Javier Guízar Ovando/Ultimátum
Esa frase -“México, el país donde no pasa nada desde hace décadas”- sintetiza con amarga ironía una verdad que se ha vuelto costumbre: la inmovilidad del poder y la resignación social ante la tragedia. México parece vivir en un eterno presente, donde los escándalos se olvidan con la misma velocidad con que se anuncian, donde la indignación dura lo que un ciclo de noticias, y donde las promesas de cambio son solo una versión actualizada de los mismos discursos vacíos.
No pasa nada -decimos- mientras cada día se acumulan muertos, desaparecidos, desplazados y pobres. No pasa nada, aunque la violencia se normaliza y el miedo se instala en la vida cotidiana. No pasa nada, aunque las instituciones se vacían de sentido y los gobernantes se enorgullecen de estadísticas maquilladas. En realidad, sí pasa todo, pero nos hemos acostumbrado tanto al desastre que ya no lo percibimos como tal.
Desde hace décadas, México repite su historia como una espiral: promesas de transformación, periodos de esperanza, decepción y retorno al desencanto. La corrupción cambia de rostro, pero no de método; la desigualdad se perpetúa bajo nuevos programas sociales; la justicia sigue siendo una palabra hueca.
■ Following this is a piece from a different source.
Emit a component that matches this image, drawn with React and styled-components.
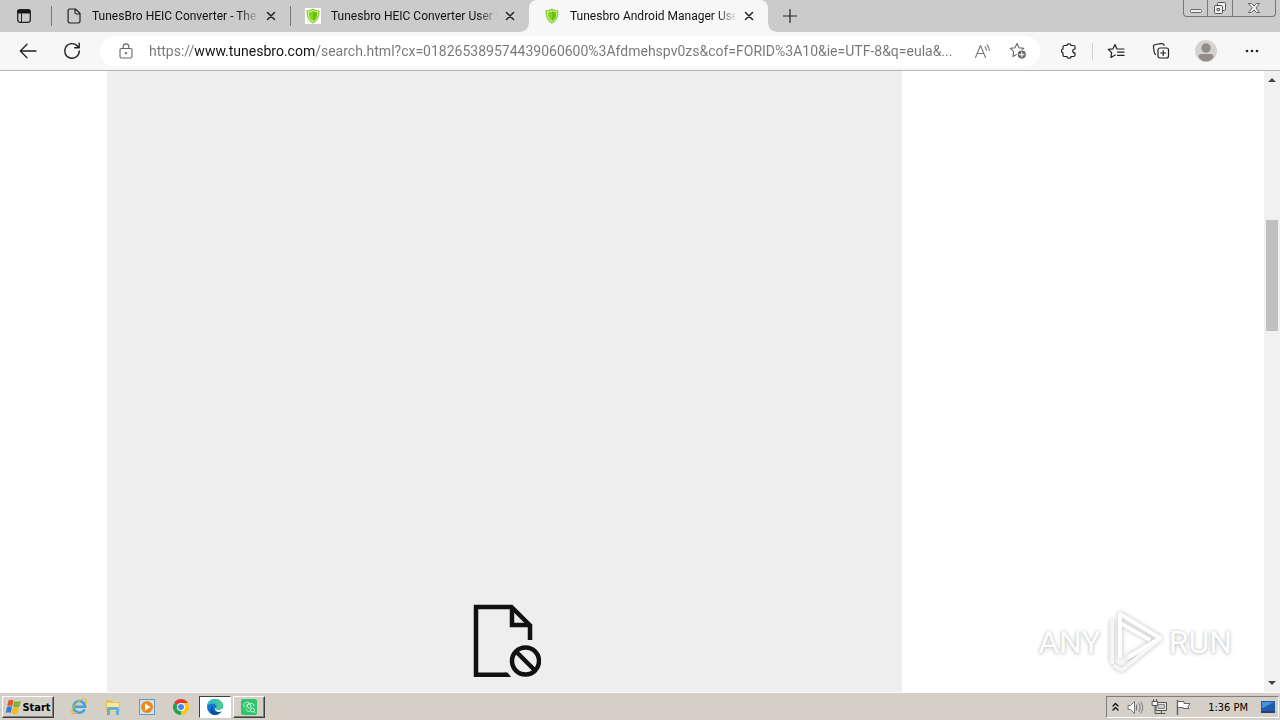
import React, { useState } from "react";
import styled, { createGlobalStyle, css } from "styled-components";

const GlobalStyle = createGlobalStyle`
  * { box-sizing: border-box; }
  body { margin: 0; background: #fff; }
  button, input { font: inherit; color: inherit; }
  svg { display: block; flex: none; }
`;

const Screen = styled.div`
  display: flex;
  flex-direction: column;
  height: 100vh;
  overflow: hidden;
  font-family: Roboto, "Noto Sans", sans-serif;
  font-size: 12px;
  color: #111;
`;

const PlainButton = styled.button`
  display: flex;
  align-items: center;
  justify-content: center;
  padding: 0;
  border: 0;
  background: none;
`;

/* ---------- tab strip ---------- */
const TabStrip = styled.header`
  display: flex;
  align-items: stretch;
  height: 32px;
  background: #cbcbcb;
`;

const TabActions = styled(PlainButton)`
  width: 51px;
  padding-right: 3px;
`;

const TabItem = styled.div`
  position: relative;
  display: flex;
  align-items: center;
  flex: 0 1 239px;
  min-width: 0;
  padding: 0 10px 0 15px;
  ${(p) =>
    p.$active
      ? css`
          background: #f7f7f7;
          border-radius: 8px 8px 0 0;
          &::before,
          &::after {
            content: "";
            position: absolute;
            bottom: 0;
            width: 8px;
            height: 8px;
          }
          &::before {
            right: 100%;
            background: radial-gradient(circle at 0 0, transparent 7px, #f7f7f7 8px);
          }
          &::after {
            left: 100%;
            background: radial-gradient(circle at 100% 0, transparent 7px, #f7f7f7 8px);
          }
        `
      : css`
          &::before {
            content: "";
            position: absolute;
            left: 0;
            top: 6px;
            width: 1px;
            height: 20px;
            background: #777;
          }
        `}
`;

const TabTitle = styled.a`
  flex: 1;
  min-width: 0;
  margin-left: 10px;
  overflow: hidden;
  white-space: nowrap;
  line-height: 20px;
  color: #111;
  text-decoration: none;
  mask-image: linear-gradient(90deg, #000 calc(100% - 20px), transparent);
`;

const TabClose = styled(PlainButton)`
  width: 18px;
  height: 18px;
  margin-left: 3px;
`;

const NewTab = styled(PlainButton)`
  width: 44px;
`;

const WindowControls = styled.div`
  display: flex;
  width: 93px;
  height: 17px;
  margin: 0 4px 0 auto;
  border: 1px solid #777;
  border-top: 0;
  border-radius: 0 0 4px 4px;
`;

const WindowButton = styled(PlainButton)`
  flex: ${(p) => p.$grow || 1};
  & + & {
    border-left: 1px solid #777;
  }
`;

/* ---------- toolbar ---------- */
const Toolbar = styled.nav`
  display: flex;
  align-items: center;
  height: 39px;
  padding-right: 5px;
  background: #f7f7f7;
  border-bottom: 1px solid #b5b5b5;
`;

const ToolButton = styled(PlainButton)`
  width: ${(p) => p.$width || 46}px;
  height: 30px;
`;

const BackButton = styled(ToolButton)`
  margin-left: 6px;
`;

const AddressBar = styled.form`
  display: flex;
  align-items: center;
  flex: 1;
  min-width: 0;
  height: 31px;
  margin: 0 6px;
  padding: 0 4px 0 18px;
  background: #fff;
  border-radius: 16px;
`;

/* The host part of the address is darker than the rest. */
const AddressInput = styled.input`
  flex: 1;
  min-width: 0;
  height: 24px;
  margin-left: 15px;
  padding: 0;
  border: 0;
  outline: 0;
  font-size: 14px;
  line-height: 24px;
  background: linear-gradient(90deg, #767676 45px, #111 45px, #111 166px, #767676 166px);
  background-clip: text;
  -webkit-background-clip: text;
  -webkit-text-fill-color: transparent;
`;

const ToolDivider = styled.span`
  width: 1px;
  height: 17px;
  background: #d0d0d0;
`;

/* ---------- page ---------- */
const Viewport = styled.main`
  display: flex;
  flex: 1;
  min-height: 0;
`;

const PageBody = styled.div`
  position: relative;
  flex: 1;
  padding-left: 107px;
  background: #fff;
`;

const BlockedFrame = styled.section`
  display: flex;
  align-items: flex-end;
  justify-content: center;
  max-width: 795px;
  height: 100%;
  padding-bottom: 14px;
  background: #eee;
`;

const Watermark = styled.div`
  position: absolute;
  right: 32px;
  bottom: 14px;
  display: flex;
  align-items: center;
  gap: 4px;
  font: 32px/72px Roboto, "Liberation Sans", sans-serif;
  color: #fdfdfd;
  text-shadow: 0 0 3px #bbb, 0 2px 4px #ddd;
  svg {
    filter: drop-shadow(0 0 2px #bbb);
  }
`;

const ScrollBar = styled.div`
  display: flex;
  flex-direction: column;
  width: 16px;
  padding: 0 2px;
  background: #f1f1f1;
`;

const ScrollArrow = styled(PlainButton)`
  height: 17px;
`;

const ScrollSpace = styled.span`
  flex: ${(p) => p.$share};
`;

const ScrollThumb = styled.span`
  flex: 111;
  background: #c1c1c1;
`;

/* ---------- taskbar ---------- */
const Taskbar = styled.footer`
  display: flex;
  align-items: center;
  height: 28px;
  padding: 1px 0 0 2px;
  background: #d4d0c8;
  border-top: 1px solid #fff;
  font-family: "DejaVu Sans Condensed", "DejaVu Sans", sans-serif;
  font-size: 11px;
`;

const raised = css`
  border: 1px solid;
  border-color: #fff #404040 #404040 #fff;
  box-shadow: inset -1px -1px 0 #808080;
`;

const StartButton = styled(PlainButton)`
  ${raised}
  width: 52px;
  height: 22px;
  margin-right: 8px;
  font-weight: bold;
  color: #000;
`;

const TaskButton = styled(PlainButton)`
  width: ${(p) => (p.$state ? 32 : 34)}px;
  height: 22px;
  ${(p) => p.$state === "open" && raised}
  ${(p) =>
    p.$state === "active" &&
    css`
      margin: 0 2px 0 1px;
      background: #fff;
      border: 1px solid;
      border-color: #404040 #fff #fff #404040;
    `}
`;

const Tray = styled.div`
  display: flex;
  align-items: center;
  gap: 7px;
  height: 22px;
  margin: 0 1px 0 auto;
  padding: 0 2px 0 4px;
  border: 1px solid;
  border-color: #808080 #fff #fff #808080;
`;

const Clock = styled.time`
  margin: 0 5px 0 9px;
  white-space: nowrap;
  color: #000;
`;

/* ---------- icons ---------- */
const Line = ({ w = 20, h = w, color = "#222", sw = 1, children }) => (
  <svg width={w} height={h} viewBox={`0 0 ${w} ${h}`} fill="none" stroke={color} strokeWidth={sw} strokeLinecap="round" strokeLinejoin="round" aria-hidden="true">
    {children}
  </svg>
);

const TabActionsIcon = () => (
  <Line w={16}>
    <rect x="1.7" y="1.7" width="12.6" height="12.6" rx="2.5" strokeWidth="1.3" />
    <path d="M2 2h12v3H2z" fill="#111" />
    <path d="M5.5 5v9" />
  </Line>
);

const FileIcon = () => (
  <Line w={16} sw={1.2}>
    <path d="M3.800 1h5.700l4.500 4.500v7.800c0 1-.7 1.700-1.700 1.700H3.800c-1 0-1.700-.7-1.700-1.700V2.700C2.100 1.700 2.800 1 3.800 1zM9 1.200v3.300c0 1 .5 1.500 1.500 1.500h3.200" />
  </Line>
);

const ShieldIcon = ({ backed }) => (
  <svg width="16" height="16" viewBox="0 0 16 16" aria-hidden="true">
    {backed && <path d="M0 0h16v16H0z" fill="#fff" />}
    <path d="M8 .5c2 1.300 4.200 1.700 6.500 1.800.2 6-1.200 10.700-6.500 13.400C2.700 13 1.300 8.300 1.500 2.300 3.800 2.200 6 1.800 8 .5z" fill="#91ca3b" />
    <path d="M8 2c1.600 1 3.300 1.400 5.200 1.500 0 5-1.100 8.500-5.200 10.700C3.900 12 2.800 8.500 2.800 3.500 4.700 3.400 6.400 3 8 2z" fill="#d7f2a2" />
    <path d="M8 3.200c1.300.8 2.700 1.100 4.200 1.200 0 4-1 6.800-4.200 8.600-3.200-1.800-4.200-4.600-4.200-8.600C5.300 4.300 6.700 4 8 3.200z" fill="#7fd420" />
    <path d="M8 3.200c1.300.8 2.700 1.100 4.200 1.200 0 4-1 6.800-4.200 8.600z" fill="#66c410" />
  </svg>
);

const CloseIcon = () => (
  <Line w={10} sw={1.5}>
    <path d="m1.500 1.500 7 7m0-7-7 7" />
  </Line>
);

const PlusIcon = () => (
  <Line w={14} sw={1.2}>
    <path d="M7 .5v13M.5 7h13" />
  </Line>
);

const BackIcon = () => (
  <Line w={18} sw={1.3}>
    <path d="M17 9H1.500M8 2.300 1.300 9 8 15.700" />
  </Line>
);

const ReloadIcon = () => (
  <Line w={18} sw={1.4}>
    <path d="M16.300 9a7.300 7.300 0 1 1-2.100-5.200L16 5.700M16.200 1.300v4.500h-4.500" />
  </Line>
);

const LockIcon = () => (
  <Line w={16} color="#666" sw={1.1}>
    <rect x="2" y="5.500" width="12" height="9.500" rx="1.500" />
    <path d="M5.200 5.500V3.700a2.800 2.800 0 0 1 5.600 0v1.800" />
    <circle cx="8" cy="10.200" r=".6" fill="#666" />
  </Line>
);

const ReadAloudIcon = () => (
  <Line w={18} color="#777" sw={1.1}>
    <path d="m2.500 15.500 5-12 5 12M4.200 11.500h6.600M12 5c1 1 1.400 2 1.400 3.300M14 3c1.500 1.500 2.300 3.300 2.300 5.500" />
  </Line>
);

const AddFavoriteIcon = () => (
  <Line w={18} color="#666" sw={1.1}>
    <path d="m8 1.500 2 4.300 4.700.6-3.400 3.300.8 4.700L8 12.200l-4.100 2.200.8-4.700-3.400-3.300L6 5.800z" />
    <circle cx="12.800" cy="12.600" r="4.600" fill="#666" stroke="#fff" />
    <path d="M12.800 10.400v4.400M10.600 12.600H15" stroke="#fff" />
  </Line>
);

const ExtensionsIcon = () => (
  <Line w={16} sw={1.2}>
    <path d="M3.500 2.500H6c0-2.200 4-2.200 4 0h2.500c.8 0 1.500.7 1.500 1.500v2c-3 .2-3 4 0 4.200V12c0 .8-.7 1.500-1.500 1.500H10c0 2.300-4 2.300-4 0H3.500C2.700 13.500 2 12.800 2 12V9.800C0 9.800 0 6 2 6V4c0-.8.7-1.500 1.500-1.500z" />
  </Line>
);

const FavoritesIcon = () => (
  <Line w={18} h={16} sw={1.2}>
    <path d="M10.600 6 9.800 5.800 8 1.500 6 5.800l-4.700.6 3.400 3.300-.8 4.700L8.200 12M11.500 6H17M10.500 9.200H17M10.500 12.400H17" />
  </Line>
);

const CollectionsIcon = () => (
  <Line w={18} sw={1.2}>
    <rect x="6" y="6" width="10.500" height="10" rx="2" />
    <path d="M11.200 8.500v5M8.700 11h5M3.500 12.500C2.300 11.800 2.300 10.500 2 9L1.500 5c-.2-1.200.5-2.200 1.800-2.500l6-.9c1.500-.2 2.400.3 2.900 1.700" />
  </Line>
);

const AvatarIcon = () => (
  <svg width="22" height="22" viewBox="0 0 22 22" aria-hidden="true">
    <circle cx="11" cy="11" r="11" fill="#d5d2d0" />
    <circle cx="11" cy="8" r="4.700" fill="#918c89" />
    <path d="M3.500 17c0-2 1-3 3-3h9c2 0 3 1 3 3-1.500 2.800-4.300 4.500-7.500 4.500S5 19.800 3.500 17z" fill="#918c89" />
  </svg>
);

const MoreIcon = () => (
  <svg width="16" height="4" fill="#222" aria-hidden="true">
    <circle cx="3" cy="2" r="1.300" />
    <circle cx="8" cy="2" r="1.300" />
    <circle cx="13" cy="2" r="1.300" />
  </svg>
);

const MinimizeIcon = () => (
  <Line w={14} color="#666">
    <rect x="1.500" y="8.500" width="11" height="3" rx="1" fill="#eee" />
  </Line>
);

const RestoreIcon = () => (
  <Line w={14} color="#555">
    <rect x="4.500" y="1.500" width="8" height="8" rx="1" fill="#eee" />
    <rect x="1.500" y="4.500" width="8" height="8" rx="1" fill="#eee" />
    <rect x="4.500" y="7.500" width="2" height="2" />
  </Line>
);

const WindowCloseIcon = () => (
  <Line w={14} color="#666">
    <path d="M1.500 2.500h3L7 5l2.500-2.500h3L9 7l3.500 4.500h-3L7 9l-2.500 2.500h-3L5 7z" fill="#eee" />
  </Line>
);

const BlockedIcon = () => (
  <svg width="72" height="74" viewBox="0 0 72 74" fill="none" stroke="#111" strokeWidth="4.500" aria-hidden="true">
    <path d="M37 70.700H7V3h35.500L61 21.500V36" />
    <path d="M43 3v18h18" />
    <circle cx="56.500" cy="57" r="13.500" />
    <path d="m47 47.500 19 19" />
    <path d="M36 68.450h2.500l3.500 4.500h-6z" fill="#111" stroke="none" />
  </svg>
);

const PlayLogo = () => (
  <svg width="60" height="64" viewBox="0 0 60 64" fill="none" stroke="#fdfdfd" strokeWidth="4" strokeLinejoin="round" aria-hidden="true">
    <path d="M7 54V10M15 49V4l40 24M21 49l34-20-38 31-9-5" stroke="#f6f6f6" />
    <path d="M15 48V4l40 24-32 19M15 13l30 17" />
  </svg>
);

const Triangle = ({ down }) => (
  <svg width="8" height="5" aria-hidden="true">
    <path d={down ? "M0 0h8L4 4z" : "M0 5h8L4 1z"} fill="#444" />
  </svg>
);

const WindowsIcon = () => (
  <svg width="17" height="16" viewBox="0 0 17 16" aria-hidden="true">
    <path d="M3.500 1.500c2-1.300 3.500-1 5 0L7.200 7.300c-1.500-1-3-1-5 0z" fill="#e6562b" />
    <path d="M9.300 2c2 1 4 1 6.700-.2l-1.600 5.800c-2.200 1.200-4.500 1-6.300.1z" fill="#78b72f" />
    <path d="M2 8.200c2-1.200 3.500-1 5 0l-1.300 5.700c-1.600-1-3-1-5 .1z" fill="#367bd0" />
    <path d="M7.900 8.600c1.800 1 4 1 6.300 0l-1.600 5.700c-2.200 1.200-4.200 1-6 0z" fill="#f6bd20" />
  </svg>
);

const IeIcon = () => (
  <svg width="18" height="18" viewBox="0 0 18 18" fill="none" aria-hidden="true">
    <path d="M14.500 11.500a5.800 5.800 0 1 1 .6-2.700H4.500" stroke="#3da4df" strokeWidth="2.500" />
    <path d="M2.500 15.500C-.5 13 9-.5 15.500 1.500c1.700.8 1 2.800.3 4M2.500 15.500c1 .8 3 .2 4.500-.8" stroke="#e8b92e" strokeWidth="1.200" />
  </svg>
);

const ExplorerIcon = () => (
  <svg width="18" height="18" viewBox="0 0 18 18" aria-hidden="true">
    <path d="M2 2h6l1 2h7v10H2z" fill="#e6c45d" />
    <path d="M3 5h12v8H3z" fill="#fae996" />
    <path d="M3 11c0-1.500.8-2 2-2h8c1.200 0 2 .5 2 2v6h-3v-5H6v5H3z" fill="#5fb0dc" />
  </svg>
);

const MediaIcon = () => (
  <svg width="18" height="18" viewBox="0 0 18 18" aria-hidden="true">
    <rect x="1.500" y="1.500" width="15" height="15" fill="#cce4f5" stroke="#629bc5" />
    <circle cx="9" cy="9" r="6" fill="#f18a1a" />
    <path d="m7 5.500 5.500 3.500L7 12.500z" fill="#fff" />
  </svg>
);

const ChromeIcon = () => (
  <svg width="18" height="18" viewBox="0 0 18 18" aria-hidden="true">
    <path d="M9 9 2.070 5A8 8 0 0 1 15.930 5z" fill="#e33b2e" />
    <path d="M9 9V17A8 8 0 0 1 2.070 5z" fill="#2da04b" />
    <path d="M9 9l6.930-4A8 8 0 0 1 9 17z" fill="#fbc817" />
    <path d="M9 5h6.900L12.500 11z" fill="#fbc817" />
    <circle cx="9" cy="9" r="4" fill="#fff" />
    <circle cx="9" cy="9" r="3" fill="#4285f4" />
  </svg>
);

const EdgeIcon = () => (
  <svg width="18" height="18" viewBox="0 0 18 18" aria-hidden="true">
    <circle cx="9" cy="9" r="8" fill="#1478ce" />
    <path d="M1 8C1.500 3.500 5 1 9 1c4.800 0 8 3 8 6.500 0 3-2.200 4.500-5 4.500-2 0-2.700-.8-1.700-2C11.500 7.500 9 5.500 6.500 5.700 3.500 5.800 1.500 7 1 8z" fill="#32bfc4" />
    <path d="M9 1c4.800 0 8 3 8 6.500 0 3-2.200 4.500-5 4.500-2 0-2.700-.8-1.700-2 1.500-2.500.7-6-1.300-9z" fill="#59cf7c" opacity=".7" />
    <path d="M7 8c-1.500 4 2 7.500 8 5.500-2 3-5.500 4-8.500 3C3.500 15 3.500 9.500 7 8z" fill="#0c4e9c" />
    <path d="M10.300 10c-1 1.200-.3 2 1.700 2 2 0 3.600-.6 4.500-2l1 3-2.500.5c-3 1.200-6-.5-6-3z" fill="#fff" />
  </svg>
);

const GreenAppIcon = () => (
  <svg width="18" height="18" viewBox="0 0 18 18" fill="none" stroke="#c9f7d8" aria-hidden="true">
    <rect x="1" y="1" width="16" height="16" rx="2" fill="#2fc56c" stroke="none" />
    <path d="M9 4.500C5 3 2 7 5 9.500M6 8c3-4 8-3 8 0M6 11c1 3 4 3 5 1" />
    <circle cx="9" cy="8" r="2" />
    <circle cx="12.500" cy="12" r="2" />
    <path d="m14 13.500 1.500 1.500" />
  </svg>
);

const ChevronsIcon = () => (
  <Line w={9} h={10} color="#111" sw={1.4}>
    <path d="m2 4 2.500-2.500L7 4M2 8l2.500-2.500L7 8" />
  </Line>
);

const SpeakerIcon = () => (
  <Line w={17} color="#777">
    <path d="M1.500 6.500h2l4-4v12l-4-4h-2z" fill="#fff" />
    <path d="M9.500 6v5M12 4.500c1.500 2.500 1.500 5.500 0 8M14 3c2.200 3.500 2.200 7.500 0 11" />
  </Line>
);

const NetworkIcon = () => (
  <Line w={17} color="#555">
    <rect x="5.500" y="3.500" width="10" height="8" fill="#e8e8e8" />
    <rect x="7.500" y="5.500" width="6" height="4" fill="#ccc" stroke="#888" />
    <path d="M2.500 .5v2M5.500 .5v2M4 6.500v8h3M10.500 12v2M7 14.500h7" />
    <path d="M1.500 2.500h5v4h-5z" fill="#fff" />
  </Line>
);

const FlagIcon = () => (
  <Line w={17} color="#666">
    <path d="M2.500 1.500v14" strokeWidth="1.500" />
    <path d="M3 2.500h6v2h6l-2 3 1 2H8v-1H3z" fill="#fff" />
  </Line>
);

const DesktopIcon = () => (
  <svg width="16" height="16" aria-hidden="true">
    <path d="M1 2h14v10H1z" fill="#1f5cae" />
    <path d="M2 3h12L3 9H2z" fill="#4b91d6" />
    <path d="M1 12h14v2H1z" fill="#244171" />
  </svg>
);

/* ---------- data ---------- */
const tabs = [
  { title: "TunesBro HEIC Converter - The", icon: <FileIcon /> },
  { title: "Tunesbro HEIC Converter User G", icon: <ShieldIcon backed /> },
  { title: "Tunesbro Android Manager Use", icon: <ShieldIcon />, active: true },
];

const tasks = [
  { label: "Internet Explorer", icon: <IeIcon /> },
  { label: "Windows Explorer", icon: <ExplorerIcon /> },
  { label: "Media Player", icon: <MediaIcon /> },
  { label: "Chrome", icon: <ChromeIcon /> },
  { label: "Edge", icon: <EdgeIcon />, state: "active" },
  { label: "TunesBro", icon: <GreenAppIcon />, state: "open" },
];

export default function App() {
  const [url, setUrl] = useState(
    "https://www.tunesbro.com/search.html?cx=018265389574439060600%3Afdmehspv0zs&cof=FORID%3A10&ie=UTF-8&q=eula&..."
  );
  return (
    <Screen>
      <GlobalStyle />
      <TabStrip>
        <TabActions aria-label="Tab actions"><TabActionsIcon /></TabActions>
        {tabs.map((tab) => (
          <TabItem key={tab.title} $active={tab.active}>
            {tab.icon}
            <TabTitle href="#">{tab.title}</TabTitle>
            <TabClose aria-label="Close tab"><CloseIcon /></TabClose>
          </TabItem>
        ))}
        <NewTab aria-label="New tab"><PlusIcon /></NewTab>
        <WindowControls>
          <WindowButton $grow={5} aria-label="Minimize"><MinimizeIcon /></WindowButton>
          <WindowButton $grow={5} aria-label="Restore"><RestoreIcon /></WindowButton>
          <WindowButton $grow={9} aria-label="Close"><WindowCloseIcon /></WindowButton>
        </WindowControls>
      </TabStrip>
      <Toolbar>
        <BackButton $width={44} aria-label="Back"><BackIcon /></BackButton>
        <ToolButton $width={44} aria-label="Reload"><ReloadIcon /></ToolButton>
        <AddressBar onSubmit={(e) => e.preventDefault()}>
          <LockIcon />
          <AddressInput aria-label="Address" value={url} onChange={(e) => setUrl(e.target.value)} />
          <ToolButton $width={36} type="button" aria-label="Read aloud"><ReadAloudIcon /></ToolButton>
          <ToolButton $width={36} type="button" aria-label="Add to favorites"><AddFavoriteIcon /></ToolButton>
        </AddressBar>
        <ToolButton aria-label="Extensions"><ExtensionsIcon /></ToolButton>
        <ToolDivider />
        <ToolButton aria-label="Favorites"><FavoritesIcon /></ToolButton>
        <ToolButton $width={44} aria-label="Collections"><CollectionsIcon /></ToolButton>
        <ToolButton aria-label="Profile"><AvatarIcon /></ToolButton>
        <ToolButton aria-label="More"><MoreIcon /></ToolButton>
      </Toolbar>
      <Viewport>
        <PageBody>
          <BlockedFrame aria-label="Blocked content"><BlockedIcon /></BlockedFrame>
          <Watermark>
            <span>ANY</span>
            <PlayLogo />
            <span>RUN</span>
          </Watermark>
        </PageBody>
        <ScrollBar>
          <ScrollArrow aria-label="Scroll up"><Triangle /></ScrollArrow>
          <ScrollSpace $share={132} />
          <ScrollThumb />
          <ScrollSpace $share={344} />
          <ScrollArrow aria-label="Scroll down"><Triangle down /></ScrollArrow>
        </ScrollBar>
      </Viewport>
      <Taskbar>
        <StartButton><WindowsIcon />Start</StartButton>
        {tasks.map((task) => (
          <TaskButton key={task.label} $state={task.state} aria-label={task.label}>{task.icon}</TaskButton>
        ))}
        <Tray>
          <ChevronsIcon />
          <SpeakerIcon />
          <NetworkIcon />
          <FlagIcon />
          <Clock>1:36 PM</Clock>
          <DesktopIcon />
        </Tray>
      </Taskbar>
    </Screen>
  );
}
La frase, más que una queja, es una advertencia: la pasividad social y el cinismo político pueden ser el verdadero cáncer del país. Porque cuando un pueblo asume que nada pasa, el poder deja de tener límites y la democracia se convierte en simulacro. México no es un país donde no pasa nada: es un país donde todo pasa, pero nada cambia. Y esa es, quizá, la forma más dolorosa del estancamiento. ¡Es cuanto!